Dataset excerpt:
::::::::::

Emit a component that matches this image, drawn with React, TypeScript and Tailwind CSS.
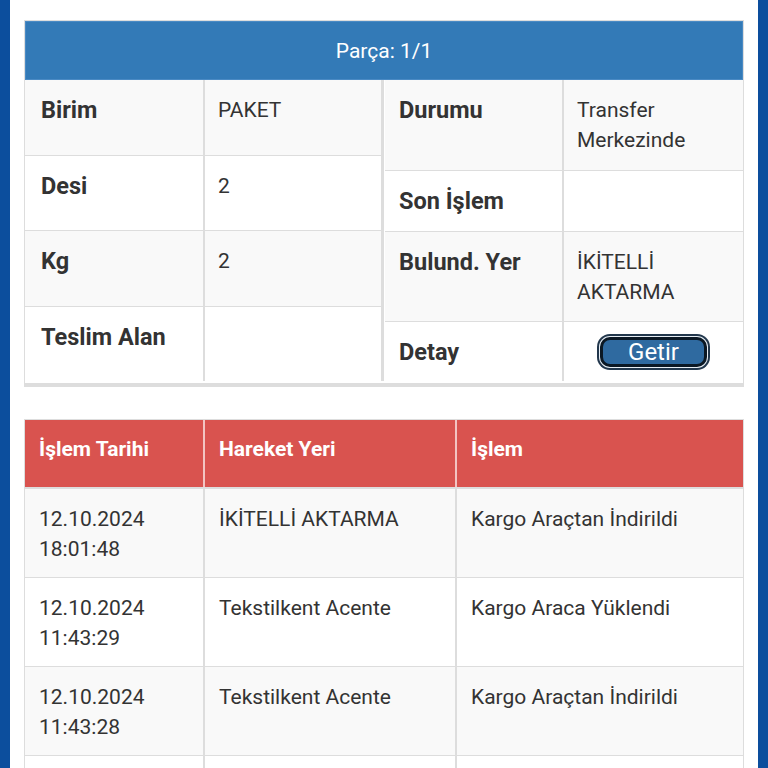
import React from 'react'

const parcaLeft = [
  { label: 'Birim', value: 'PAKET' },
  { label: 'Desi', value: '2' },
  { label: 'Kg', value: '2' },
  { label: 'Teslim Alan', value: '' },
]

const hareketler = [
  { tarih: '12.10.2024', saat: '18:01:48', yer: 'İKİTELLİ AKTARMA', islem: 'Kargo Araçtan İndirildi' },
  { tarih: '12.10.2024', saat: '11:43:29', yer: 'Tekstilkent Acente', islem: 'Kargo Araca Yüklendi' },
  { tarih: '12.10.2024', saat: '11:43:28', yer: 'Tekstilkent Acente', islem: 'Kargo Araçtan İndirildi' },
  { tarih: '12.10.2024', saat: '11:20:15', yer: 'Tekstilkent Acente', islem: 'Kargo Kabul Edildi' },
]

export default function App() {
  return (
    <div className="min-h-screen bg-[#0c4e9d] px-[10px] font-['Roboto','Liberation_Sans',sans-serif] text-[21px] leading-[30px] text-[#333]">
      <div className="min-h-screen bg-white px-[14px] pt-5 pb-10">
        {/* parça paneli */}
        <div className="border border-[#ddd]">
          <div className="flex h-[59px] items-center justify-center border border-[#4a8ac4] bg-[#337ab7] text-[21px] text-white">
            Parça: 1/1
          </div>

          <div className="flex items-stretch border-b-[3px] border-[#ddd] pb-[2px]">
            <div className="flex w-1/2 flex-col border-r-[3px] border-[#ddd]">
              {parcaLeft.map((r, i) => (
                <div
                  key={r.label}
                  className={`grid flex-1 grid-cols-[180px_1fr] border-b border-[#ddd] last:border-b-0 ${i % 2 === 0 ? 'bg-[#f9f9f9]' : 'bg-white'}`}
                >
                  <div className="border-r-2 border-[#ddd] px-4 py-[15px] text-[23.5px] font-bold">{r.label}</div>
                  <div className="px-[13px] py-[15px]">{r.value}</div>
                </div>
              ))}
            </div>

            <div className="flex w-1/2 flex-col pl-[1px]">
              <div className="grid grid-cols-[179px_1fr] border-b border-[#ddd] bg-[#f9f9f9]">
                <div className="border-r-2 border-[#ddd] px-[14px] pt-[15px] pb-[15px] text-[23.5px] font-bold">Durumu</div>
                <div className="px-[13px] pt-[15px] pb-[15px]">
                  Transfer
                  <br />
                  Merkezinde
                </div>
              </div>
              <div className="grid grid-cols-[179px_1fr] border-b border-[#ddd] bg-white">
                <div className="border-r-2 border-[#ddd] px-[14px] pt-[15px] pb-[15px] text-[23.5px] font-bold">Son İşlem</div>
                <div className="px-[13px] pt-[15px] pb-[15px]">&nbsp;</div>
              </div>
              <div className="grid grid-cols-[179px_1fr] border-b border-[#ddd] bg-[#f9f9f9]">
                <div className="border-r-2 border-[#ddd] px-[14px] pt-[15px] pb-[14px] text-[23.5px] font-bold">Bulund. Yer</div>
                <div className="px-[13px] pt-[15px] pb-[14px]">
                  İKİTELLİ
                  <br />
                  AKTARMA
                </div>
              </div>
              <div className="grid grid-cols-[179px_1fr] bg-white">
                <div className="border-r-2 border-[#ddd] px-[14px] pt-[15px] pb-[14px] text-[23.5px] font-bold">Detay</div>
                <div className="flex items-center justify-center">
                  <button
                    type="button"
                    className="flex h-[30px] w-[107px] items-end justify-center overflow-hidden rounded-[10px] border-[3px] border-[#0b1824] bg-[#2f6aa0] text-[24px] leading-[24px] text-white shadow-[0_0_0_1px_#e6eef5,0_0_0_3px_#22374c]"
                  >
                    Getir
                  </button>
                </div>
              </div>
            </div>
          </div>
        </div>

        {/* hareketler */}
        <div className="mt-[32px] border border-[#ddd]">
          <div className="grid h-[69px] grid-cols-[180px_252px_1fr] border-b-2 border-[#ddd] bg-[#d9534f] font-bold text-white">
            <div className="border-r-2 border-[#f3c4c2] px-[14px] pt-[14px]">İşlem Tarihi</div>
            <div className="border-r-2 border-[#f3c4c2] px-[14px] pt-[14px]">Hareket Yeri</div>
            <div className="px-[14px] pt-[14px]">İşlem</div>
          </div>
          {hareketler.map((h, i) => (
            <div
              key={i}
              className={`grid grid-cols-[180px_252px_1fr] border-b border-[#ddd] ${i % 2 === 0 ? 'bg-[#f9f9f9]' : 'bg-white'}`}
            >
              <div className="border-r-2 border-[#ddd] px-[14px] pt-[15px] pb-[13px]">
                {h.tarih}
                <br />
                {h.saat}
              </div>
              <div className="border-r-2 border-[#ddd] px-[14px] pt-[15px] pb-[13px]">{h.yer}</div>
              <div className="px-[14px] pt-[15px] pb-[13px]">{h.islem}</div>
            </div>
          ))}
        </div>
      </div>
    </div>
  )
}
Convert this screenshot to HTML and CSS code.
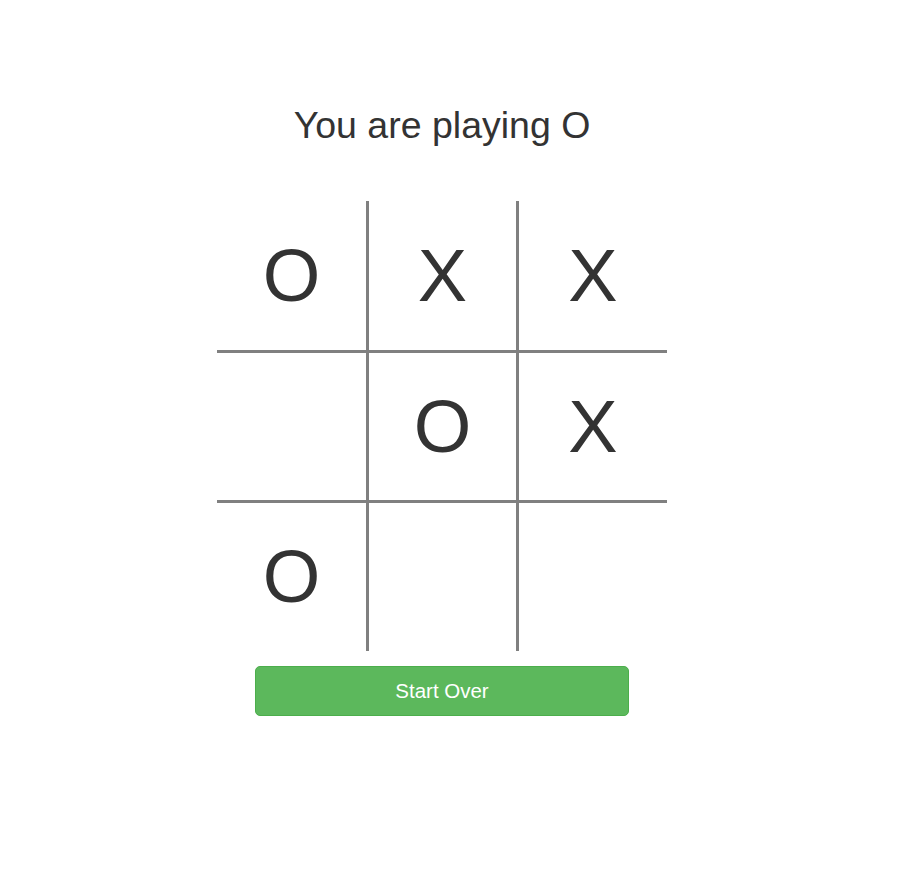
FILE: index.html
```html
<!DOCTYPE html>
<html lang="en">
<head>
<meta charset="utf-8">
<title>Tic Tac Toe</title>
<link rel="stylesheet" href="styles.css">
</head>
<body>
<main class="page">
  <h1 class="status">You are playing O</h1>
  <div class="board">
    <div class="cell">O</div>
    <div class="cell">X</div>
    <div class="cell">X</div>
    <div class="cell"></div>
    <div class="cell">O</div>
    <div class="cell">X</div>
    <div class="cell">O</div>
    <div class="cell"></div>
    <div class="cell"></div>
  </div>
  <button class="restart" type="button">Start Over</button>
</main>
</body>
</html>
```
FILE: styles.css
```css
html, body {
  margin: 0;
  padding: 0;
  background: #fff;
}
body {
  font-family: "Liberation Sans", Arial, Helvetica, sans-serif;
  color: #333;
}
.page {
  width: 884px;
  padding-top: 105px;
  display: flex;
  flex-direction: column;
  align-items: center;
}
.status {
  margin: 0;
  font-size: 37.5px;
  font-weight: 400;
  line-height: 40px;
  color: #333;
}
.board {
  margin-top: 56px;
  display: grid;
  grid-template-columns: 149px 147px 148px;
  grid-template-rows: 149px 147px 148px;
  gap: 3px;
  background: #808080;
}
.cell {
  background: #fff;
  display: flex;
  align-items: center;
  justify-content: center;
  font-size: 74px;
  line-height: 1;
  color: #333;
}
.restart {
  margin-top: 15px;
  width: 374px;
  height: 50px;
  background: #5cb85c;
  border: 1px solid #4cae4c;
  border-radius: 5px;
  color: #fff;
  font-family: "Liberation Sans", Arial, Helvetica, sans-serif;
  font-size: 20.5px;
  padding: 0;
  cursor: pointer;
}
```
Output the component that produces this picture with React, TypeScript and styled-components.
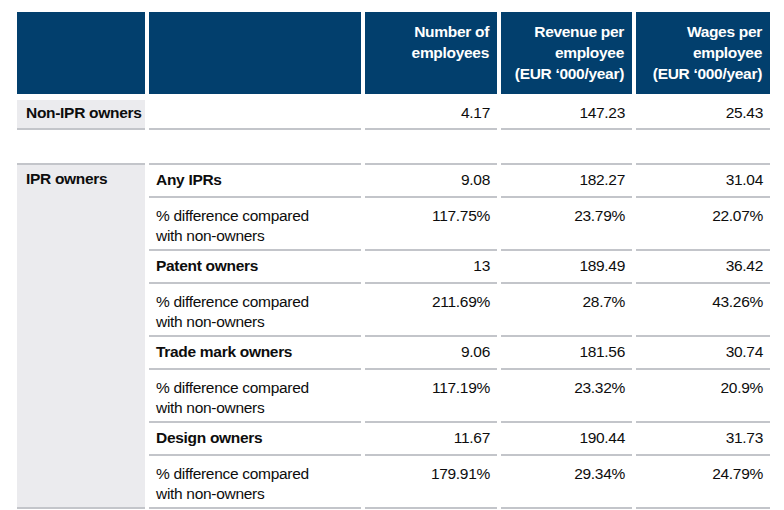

::::::::::

Task description: Choose all lines containing the string "this" and copy them out.

Exercise answer:
Emit a component that matches this image, drawn with React, TypeScript and Tailwind CSS.
Convert this screenshot to HTML and CSS code.
Output the component that produces this picture with React, TypeScript and styled-components.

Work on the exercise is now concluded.